◆ **Task instructions**
Exclude the pictures and reproduce the remaining data exactly as written.

◆ **Recorded information**
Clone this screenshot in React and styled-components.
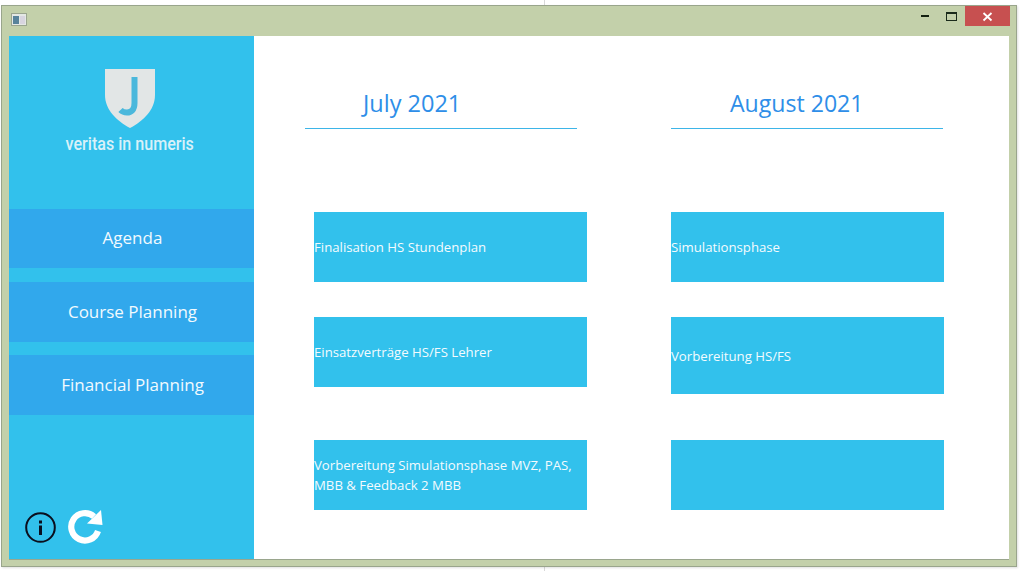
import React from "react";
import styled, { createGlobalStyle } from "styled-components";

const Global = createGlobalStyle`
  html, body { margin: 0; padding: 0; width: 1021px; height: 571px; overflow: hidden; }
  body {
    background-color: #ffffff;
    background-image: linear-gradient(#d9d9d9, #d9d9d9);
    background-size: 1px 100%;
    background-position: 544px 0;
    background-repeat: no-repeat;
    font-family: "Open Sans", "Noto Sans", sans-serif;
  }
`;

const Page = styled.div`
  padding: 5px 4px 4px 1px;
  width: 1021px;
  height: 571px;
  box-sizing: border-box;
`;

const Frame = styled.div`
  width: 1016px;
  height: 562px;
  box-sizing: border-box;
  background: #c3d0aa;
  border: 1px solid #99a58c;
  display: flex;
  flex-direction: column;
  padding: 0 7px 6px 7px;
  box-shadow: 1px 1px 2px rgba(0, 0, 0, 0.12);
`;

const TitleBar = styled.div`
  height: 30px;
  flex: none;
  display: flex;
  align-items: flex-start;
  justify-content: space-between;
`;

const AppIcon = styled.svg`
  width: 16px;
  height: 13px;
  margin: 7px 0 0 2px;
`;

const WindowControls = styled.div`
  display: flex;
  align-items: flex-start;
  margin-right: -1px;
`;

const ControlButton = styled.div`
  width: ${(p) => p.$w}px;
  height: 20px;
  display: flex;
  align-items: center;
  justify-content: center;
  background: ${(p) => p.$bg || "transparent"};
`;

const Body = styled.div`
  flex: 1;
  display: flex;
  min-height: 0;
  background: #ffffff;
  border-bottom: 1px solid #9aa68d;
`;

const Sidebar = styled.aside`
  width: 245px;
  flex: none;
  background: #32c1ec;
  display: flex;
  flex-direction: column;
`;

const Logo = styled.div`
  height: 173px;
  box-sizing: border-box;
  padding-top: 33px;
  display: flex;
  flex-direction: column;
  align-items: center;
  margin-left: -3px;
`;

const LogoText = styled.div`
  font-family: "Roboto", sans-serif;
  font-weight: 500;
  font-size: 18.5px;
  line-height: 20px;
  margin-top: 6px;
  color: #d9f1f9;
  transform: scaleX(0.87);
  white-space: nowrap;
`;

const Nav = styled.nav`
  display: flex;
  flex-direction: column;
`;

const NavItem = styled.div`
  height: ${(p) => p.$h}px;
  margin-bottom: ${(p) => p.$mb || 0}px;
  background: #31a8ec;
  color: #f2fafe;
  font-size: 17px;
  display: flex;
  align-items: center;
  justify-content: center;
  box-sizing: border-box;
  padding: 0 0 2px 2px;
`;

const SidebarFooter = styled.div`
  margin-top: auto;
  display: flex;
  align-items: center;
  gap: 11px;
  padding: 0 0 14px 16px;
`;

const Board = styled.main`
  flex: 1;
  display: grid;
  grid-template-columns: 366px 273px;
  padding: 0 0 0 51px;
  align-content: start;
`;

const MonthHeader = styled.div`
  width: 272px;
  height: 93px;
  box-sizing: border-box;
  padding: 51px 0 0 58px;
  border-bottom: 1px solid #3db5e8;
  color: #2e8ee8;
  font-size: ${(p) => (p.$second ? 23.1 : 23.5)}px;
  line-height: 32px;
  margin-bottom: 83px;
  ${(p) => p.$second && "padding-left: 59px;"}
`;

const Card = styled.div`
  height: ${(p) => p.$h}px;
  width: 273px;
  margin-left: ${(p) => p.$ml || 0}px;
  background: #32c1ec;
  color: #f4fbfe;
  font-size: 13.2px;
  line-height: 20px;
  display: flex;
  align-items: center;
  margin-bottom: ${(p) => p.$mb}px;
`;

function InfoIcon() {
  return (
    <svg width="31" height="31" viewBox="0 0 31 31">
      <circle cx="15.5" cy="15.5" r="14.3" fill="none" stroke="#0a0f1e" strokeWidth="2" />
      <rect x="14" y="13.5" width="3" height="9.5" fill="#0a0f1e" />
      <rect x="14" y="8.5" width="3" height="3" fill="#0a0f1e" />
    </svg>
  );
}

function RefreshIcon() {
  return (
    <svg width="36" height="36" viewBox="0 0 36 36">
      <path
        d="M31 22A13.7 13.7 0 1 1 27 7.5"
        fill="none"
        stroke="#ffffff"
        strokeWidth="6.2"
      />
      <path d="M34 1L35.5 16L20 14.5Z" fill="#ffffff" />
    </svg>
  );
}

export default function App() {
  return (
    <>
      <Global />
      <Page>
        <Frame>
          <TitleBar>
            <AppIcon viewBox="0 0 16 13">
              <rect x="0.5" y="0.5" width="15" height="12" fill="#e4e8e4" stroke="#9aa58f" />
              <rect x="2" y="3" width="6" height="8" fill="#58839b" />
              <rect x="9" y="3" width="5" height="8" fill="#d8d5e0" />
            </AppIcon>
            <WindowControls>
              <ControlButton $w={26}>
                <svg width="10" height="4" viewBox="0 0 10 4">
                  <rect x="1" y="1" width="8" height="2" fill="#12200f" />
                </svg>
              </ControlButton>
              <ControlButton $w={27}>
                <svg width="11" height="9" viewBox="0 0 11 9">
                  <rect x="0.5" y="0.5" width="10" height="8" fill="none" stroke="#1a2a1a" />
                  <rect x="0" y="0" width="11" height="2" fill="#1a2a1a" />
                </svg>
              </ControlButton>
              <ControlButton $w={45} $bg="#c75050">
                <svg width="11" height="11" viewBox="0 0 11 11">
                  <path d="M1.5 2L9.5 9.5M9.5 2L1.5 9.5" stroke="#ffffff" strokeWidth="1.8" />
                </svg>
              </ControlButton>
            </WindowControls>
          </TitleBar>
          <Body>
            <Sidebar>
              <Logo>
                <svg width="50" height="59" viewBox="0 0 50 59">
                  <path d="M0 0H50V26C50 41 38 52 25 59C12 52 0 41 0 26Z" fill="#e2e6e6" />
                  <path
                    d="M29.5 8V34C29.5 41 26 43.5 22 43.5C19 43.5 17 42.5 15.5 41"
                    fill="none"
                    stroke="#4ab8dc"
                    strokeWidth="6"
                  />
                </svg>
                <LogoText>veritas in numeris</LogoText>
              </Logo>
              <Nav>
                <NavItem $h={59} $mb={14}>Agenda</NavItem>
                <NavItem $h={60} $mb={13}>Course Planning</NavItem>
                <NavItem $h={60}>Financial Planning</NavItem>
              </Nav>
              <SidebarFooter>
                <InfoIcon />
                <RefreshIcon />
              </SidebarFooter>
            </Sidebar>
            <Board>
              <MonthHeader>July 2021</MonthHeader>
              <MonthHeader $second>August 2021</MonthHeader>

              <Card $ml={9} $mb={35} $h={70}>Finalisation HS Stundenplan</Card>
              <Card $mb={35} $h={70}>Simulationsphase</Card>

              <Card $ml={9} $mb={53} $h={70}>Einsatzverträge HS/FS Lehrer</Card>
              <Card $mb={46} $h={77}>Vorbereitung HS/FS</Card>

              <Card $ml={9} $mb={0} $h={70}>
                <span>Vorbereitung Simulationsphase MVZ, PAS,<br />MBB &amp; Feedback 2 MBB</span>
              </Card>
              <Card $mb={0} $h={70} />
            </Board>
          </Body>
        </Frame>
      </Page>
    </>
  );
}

◆ **Output of the exercise**
Clone this screenshot in React and styled-components.
import React from "react";
import styled, { createGlobalStyle } from "styled-components";

const Global = createGlobalStyle`
  html, body { margin: 0; padding: 0; width: 1021px; height: 571px; overflow: hidden; }
  body {
    background-color: #ffffff;
    background-image: linear-gradient(#d9d9d9, #d9d9d9);
    background-size: 1px 100%;
    background-position: 544px 0;
    background-repeat: no-repeat;
    font-family: "Open Sans", "Noto Sans", sans-serif;
  }
`;

const Page = styled.div`
  padding: 5px 4px 4px 1px;
  width: 1021px;
  height: 571px;
  box-sizing: border-box;
`;

const Frame = styled.div`
  width: 1016px;
  height: 562px;
  box-sizing: border-box;
  background: #c3d0aa;
  border: 1px solid #99a58c;
  display: flex;
  flex-direction: column;
  padding: 0 7px 6px 7px;
  box-shadow: 1px 1px 2px rgba(0, 0, 0, 0.12);
`;

const TitleBar = styled.div`
  height: 30px;
  flex: none;
  display: flex;
  align-items: flex-start;
  justify-content: space-between;
`;

const AppIcon = styled.svg`
  width: 16px;
  height: 13px;
  margin: 7px 0 0 2px;
`;

const WindowControls = styled.div`
  display: flex;
  align-items: flex-start;
  margin-right: -1px;
`;

const ControlButton = styled.div`
  width: ${(p) => p.$w}px;
  height: 20px;
  display: flex;
  align-items: center;
  justify-content: center;
  background: ${(p) => p.$bg || "transparent"};
`;

const Body = styled.div`
  flex: 1;
  display: flex;
  min-height: 0;
  background: #ffffff;
  border-bottom: 1px solid #9aa68d;
`;

const Sidebar = styled.aside`
  width: 245px;
  flex: none;
  background: #32c1ec;
  display: flex;
  flex-direction: column;
`;

const Logo = styled.div`
  height: 173px;
  box-sizing: border-box;
  padding-top: 33px;
  display: flex;
  flex-direction: column;
  align-items: center;
  margin-left: -3px;
`;

const LogoText = styled.div`
  font-family: "Roboto", sans-serif;
  font-weight: 500;
  font-size: 18.5px;
  line-height: 20px;
  margin-top: 6px;
  color: #d9f1f9;
  transform: scaleX(0.87);
  white-space: nowrap;
`;

const Nav = styled.nav`
  display: flex;
  flex-direction: column;
`;

const NavItem = styled.div`
  height: ${(p) => p.$h}px;
  margin-bottom: ${(p) => p.$mb || 0}px;
  background: #31a8ec;
  color: #f2fafe;
  font-size: 17px;
  display: flex;
  align-items: center;
  justify-content: center;
  box-sizing: border-box;
  padding: 0 0 2px 2px;
`;

const SidebarFooter = styled.div`
  margin-top: auto;
  display: flex;
  align-items: center;
  gap: 11px;
  padding: 0 0 14px 16px;
`;

const Board = styled.main`
  flex: 1;
  display: grid;
  grid-template-columns: 366px 273px;
  padding: 0 0 0 51px;
  align-content: start;
`;

const MonthHeader = styled.div`
  width: 272px;
  height: 93px;
  box-sizing: border-box;
  padding: 51px 0 0 58px;
  border-bottom: 1px solid #3db5e8;
  color: #2e8ee8;
  font-size: ${(p) => (p.$second ? 23.1 : 23.5)}px;
  line-height: 32px;
  margin-bottom: 83px;
  ${(p) => p.$second && "padding-left: 59px;"}
`;

const Card = styled.div`
  height: ${(p) => p.$h}px;
  width: 273px;
  margin-left: ${(p) => p.$ml || 0}px;
  background: #32c1ec;
  color: #f4fbfe;
  font-size: 13.2px;
  line-height: 20px;
  display: flex;
  align-items: center;
  margin-bottom: ${(p) => p.$mb}px;
`;

function InfoIcon() {
  return (
    <svg width="31" height="31" viewBox="0 0 31 31">
      <circle cx="15.5" cy="15.5" r="14.3" fill="none" stroke="#0a0f1e" strokeWidth="2" />
      <rect x="14" y="13.5" width="3" height="9.5" fill="#0a0f1e" />
      <rect x="14" y="8.5" width="3" height="3" fill="#0a0f1e" />
    </svg>
  );
}

function RefreshIcon() {
  return (
    <svg width="36" height="36" viewBox="0 0 36 36">
      <path
        d="M31 22A13.7 13.7 0 1 1 27 7.5"
        fill="none"
        stroke="#ffffff"
        strokeWidth="6.2"
      />
      <path d="M34 1L35.5 16L20 14.5Z" fill="#ffffff" />
    </svg>
  );
}

export default function App() {
  return (
    <>
      <Global />
      <Page>
        <Frame>
          <TitleBar>
            <AppIcon viewBox="0 0 16 13">
              <rect x="0.5" y="0.5" width="15" height="12" fill="#e4e8e4" stroke="#9aa58f" />
              <rect x="2" y="3" width="6" height="8" fill="#58839b" />
              <rect x="9" y="3" width="5" height="8" fill="#d8d5e0" />
            </AppIcon>
            <WindowControls>
              <ControlButton $w={26}>
                <svg width="10" height="4" viewBox="0 0 10 4">
                  <rect x="1" y="1" width="8" height="2" fill="#12200f" />
                </svg>
              </ControlButton>
              <ControlButton $w={27}>
                <svg width="11" height="9" viewBox="0 0 11 9">
                  <rect x="0.5" y="0.5" width="10" height="8" fill="none" stroke="#1a2a1a" />
                  <rect x="0" y="0" width="11" height="2" fill="#1a2a1a" />
                </svg>
              </ControlButton>
              <ControlButton $w={45} $bg="#c75050">
                <svg width="11" height="11" viewBox="0 0 11 11">
                  <path d="M1.5 2L9.5 9.5M9.5 2L1.5 9.5" stroke="#ffffff" strokeWidth="1.8" />
                </svg>
              </ControlButton>
            </WindowControls>
          </TitleBar>
          <Body>
            <Sidebar>
              <Logo>
                <svg width="50" height="59" viewBox="0 0 50 59">
                  <path d="M0 0H50V26C50 41 38 52 25 59C12 52 0 41 0 26Z" fill="#e2e6e6" />
                  <path
                    d="M29.5 8V34C29.5 41 26 43.5 22 43.5C19 43.5 17 42.5 15.5 41"
                    fill="none"
                    stroke="#4ab8dc"
                    strokeWidth="6"
                  />
                </svg>
                <LogoText>veritas in numeris</LogoText>
              </Logo>
              <Nav>
                <NavItem $h={59} $mb={14}>Agenda</NavItem>
                <NavItem $h={60} $mb={13}>Course Planning</NavItem>
                <NavItem $h={60}>Financial Planning</NavItem>
              </Nav>
              <SidebarFooter>
                <InfoIcon />
                <RefreshIcon />
              </SidebarFooter>
            </Sidebar>
            <Board>
              <MonthHeader>July 2021</MonthHeader>
              <MonthHeader $second>August 2021</MonthHeader>

              <Card $ml={9} $mb={35} $h={70}>Finalisation HS Stundenplan</Card>
              <Card $mb={35} $h={70}>Simulationsphase</Card>

              <Card $ml={9} $mb={53} $h={70}>Einsatzverträge HS/FS Lehrer</Card>
              <Card $mb={46} $h={77}>Vorbereitung HS/FS</Card>

              <Card $ml={9} $mb={0} $h={70}>
                <span>Vorbereitung Simulationsphase MVZ, PAS,<br />MBB &amp; Feedback 2 MBB</span>
              </Card>
              <Card $mb={0} $h={70} />
            </Board>
          </Body>
        </Frame>
      </Page>
    </>
  );
}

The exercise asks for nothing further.